In 2024, Israeli women made 14,608 requests to pregnancy termination committees, a rate of 6.6 per 1,000 women ages 15 to 49, down from 6.9 in 2023. Over the longer term, the decline is sharper, with 7.5 requests for every 100 known pregnancies compared with 15.2 in 1988.
The committees almost never reject applications. They approved 99.8% of requests in 2024, and 92.1% of approved cases were actually carried out. Most applicants were married women, who accounted for 51.2% of requests, followed by single women at 38.2% and divorced women at 10.2%.
The data also show major differences by population group, age, education and religion. Rates were 6.6 per 1,000 among Jewish and other women, versus 5.7 among Arab women. By religion, non-Arab Christian women had the highest rate, at 10.0, followed by women with no religious classification at 7.1, while the lowest rates were among Muslim women, 5.7, and Druze women, 4.8. Teenagers under 19 made up just 5.8% of requests, down from 14.3% in 2006. Among women of Ethiopian origin, including Israel-born women whose fathers were born in Ethiopia, the rate was about 15.5 per 1,000, though it has also fallen sharply over time.
Most requests, 84.9%, came in the first trimester, 13.2% in the second, and 1.9% in the third. The leading legal basis for approval was pregnancy outside marriage, at 43.3% of requests, especially among Jewish and other women. Fetal risk came next at 23.3%, while risk to the woman's health accounted for 21.6% and was the main ground in the Arab sector at 43.2% of approvals. In the third trimester, 95.3% of approvals were for fetal malformation risk. Among those cases, Jewish women more often had chromosomal disorders, 38.4%, while Arab women more often had genetic diseases, 22.3%.

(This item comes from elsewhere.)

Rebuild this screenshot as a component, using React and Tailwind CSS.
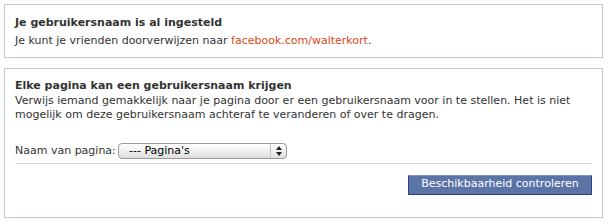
export default function App() {
  const font = { fontFamily: '"DejaVu Sans", "Liberation Sans", sans-serif' };
  return (
    <div className="w-[608px] h-[224px] bg-white pt-[4px] text-[11px] text-[#333333]" style={font}>
      <div className="mx-[4px] w-[599px] border border-[#bdc7d8] px-[10px] pt-[9px] pb-[7px]">
        <div className="font-bold leading-[18px]">Je gebruikersnaam is al ingesteld</div>
        <div className="leading-[18px]">
          Je kunt je vrienden doorverwijzen naar{' '}
          <a className="text-[#d9481c]">facebook.com/walterkort</a>.
        </div>
      </div>
      <div className="mx-[4px] mt-[10px] w-[599px] border border-[#bdc7d8] px-[10px] pt-[10px] pb-[22px]">
        <div className="font-bold leading-[14px]">Elke pagina kan een gebruikersnaam krijgen</div>
        <div className="mt-[1px] leading-[14px]">
          Verwijs iemand gemakkelijk naar je pagina door er een gebruikersnaam voor in te stellen. Het is niet
          mogelijk om deze gebruikersnaam achteraf te veranderen of over te dragen.
        </div>
        <div className="mt-[21px] flex items-center border-b border-[#d9d9d9] pb-[3px]">
          <span className="w-[103px]">Naam van pagina:</span>
          <div className="relative flex h-[16px] w-[169px] items-center rounded-[4px] border border-[#9a9a9a] bg-gradient-to-b from-[#ffffff] via-[#f0f0f0] to-[#dedede] pl-[10px] text-[11px] text-black">
            <span>--- Pagina's</span>
            <div className="absolute right-0 top-0 flex h-full w-[16px] items-center justify-center border-l border-[#c4c4c4]">
              <svg width="6" height="10" viewBox="0 0 6 10">
                <path d="M3 0 L6 4 L0 4 Z M0 6 L6 6 L3 10 Z" fill="#222" />
              </svg>
            </div>
          </div>
        </div>
        <div className="mt-[11px] flex justify-end">
          <button className="h-[20px] w-[184px] border border-t-[#7f93bc] border-x-[#29447e] border-b-[#29447e] bg-[#5b74a8] text-[11px] text-white">
            Beschikbaarheid controleren
          </button>
        </div>
      </div>
    </div>
  );
}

Internationally, Israel's rate is midrange by requests per 1,000 women, below England and Wales, Sweden and France, and above Switzerland and Italy. Poland's rate is close to zero because of its strict abortion laws. By abortions per 100 live births, Israel is much lower than the EU average, 8.0 versus 19.9 in 2024, reflecting Israel's high fertility rate.